Así se trazó históricamente la idea de superioridad de los europeos –y de sus sucesores– para consumo propio y para que se lo grabaran a fuego asiáticos, africanos y americanos. Así lo han asumido los pueblos, según se lo han dictado los europeos y sus sucesores –los que se creen herederos legítimos y exclusivos de las primeras colonias en la costa atlántica de los Estados Unidos–; y así se pretende que continúe el mundo actual: desconociendo a los pueblos originarios en sus conocimientos, lenguas, historias, prácticas, tradiciones, búsquedas, etc., para que prevalezca la visión de ser humano y de sociedad que tienen los defensores de la blanquitud, esa visión egoísta y excluyente, para la cual sólo vale lo europeo y su sucedáneo.

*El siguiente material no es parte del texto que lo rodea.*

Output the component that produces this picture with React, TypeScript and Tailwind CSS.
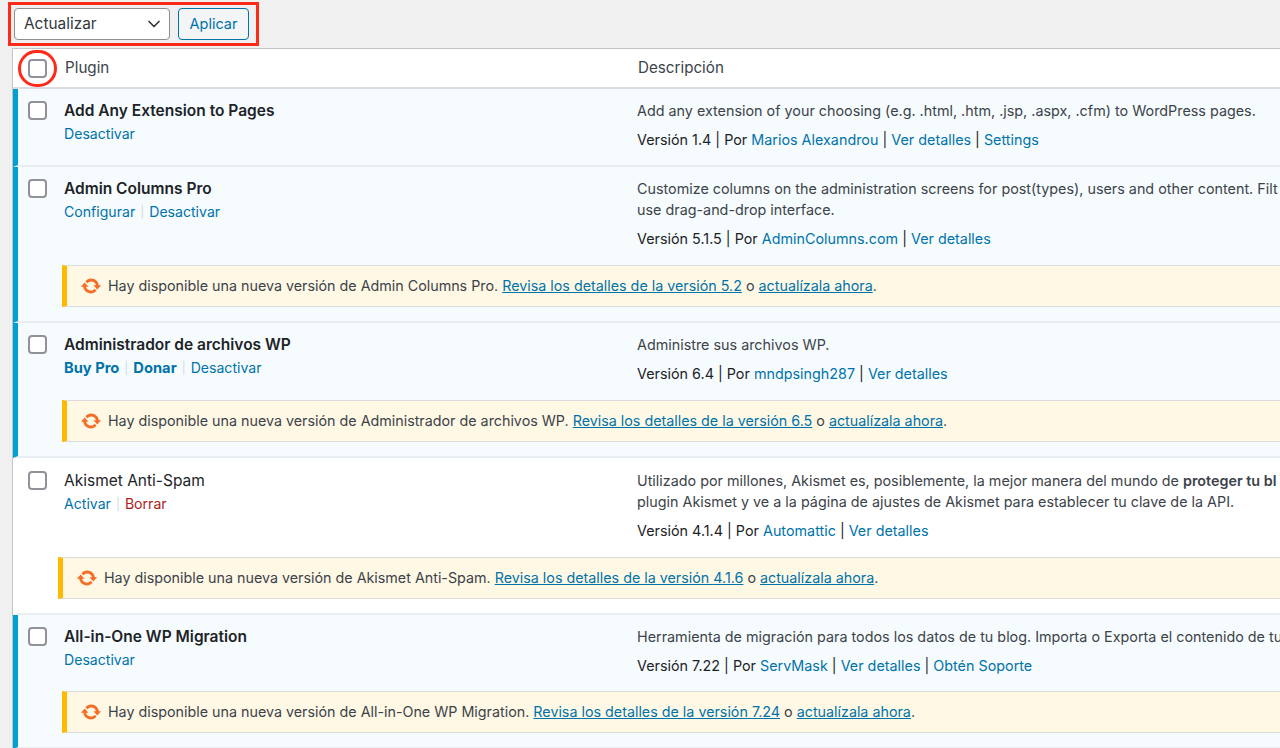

Los representantes de dicha blanquitud han perseguido, desde hace tiempo, un solo objetivo: la prevalencia del mercado. Han convertido al mundo entero en una única plaza comercial, para lo cual han necesitado despojar de sus identidades y diferencias a los diversos pueblos, y han pugnado por uniformar a toda la humanidad.

El TLC que empezó a funcionar en México, Canadá y los EEUU en 1994, el Pacto por México, las reformas constitucionales (que son, más bien, contrarreformas) en México, el Fondo Monetario Internacional, el Banco Mundial, etc. son esfuerzos de esa blanquitud neoconservadora que pretende someter al mundo entero a un mercado implacable, que destruye al ser humano en aras de la ganancia.

Por eso el 1 de enero de 1994 –hace 20 años– se hizo público en la ciudad de San Cristóbal de las Casas, en Chiapas, el Ejército Zapatista de Liberación Nacional (EZLN): contra la entrada en vigencia del TLC. Por eso está hoy más vigente que nunca la “escuelita zapatista”. Por eso es tan imprescindible y ejemplar la Universidad de la Tierra. Por eso los pueblos organizan sus policías comunitarias. Por eso hay más abstención que nunca ante los ejercicios electorales en todas partes del mundo. Por eso la experiencia cubana tiene más vigencia que antaño. Por eso Venezuela y Bolivia son un gran ejemplo por seguir. Por eso Brasil convoca a nuevas propuestas internacionales. Por eso la Argentina, Uruguay y Ecuador son pueblos de vanguardia.

Por eso hoy es necesario trabajar intensamente en favor de Nuestramérica.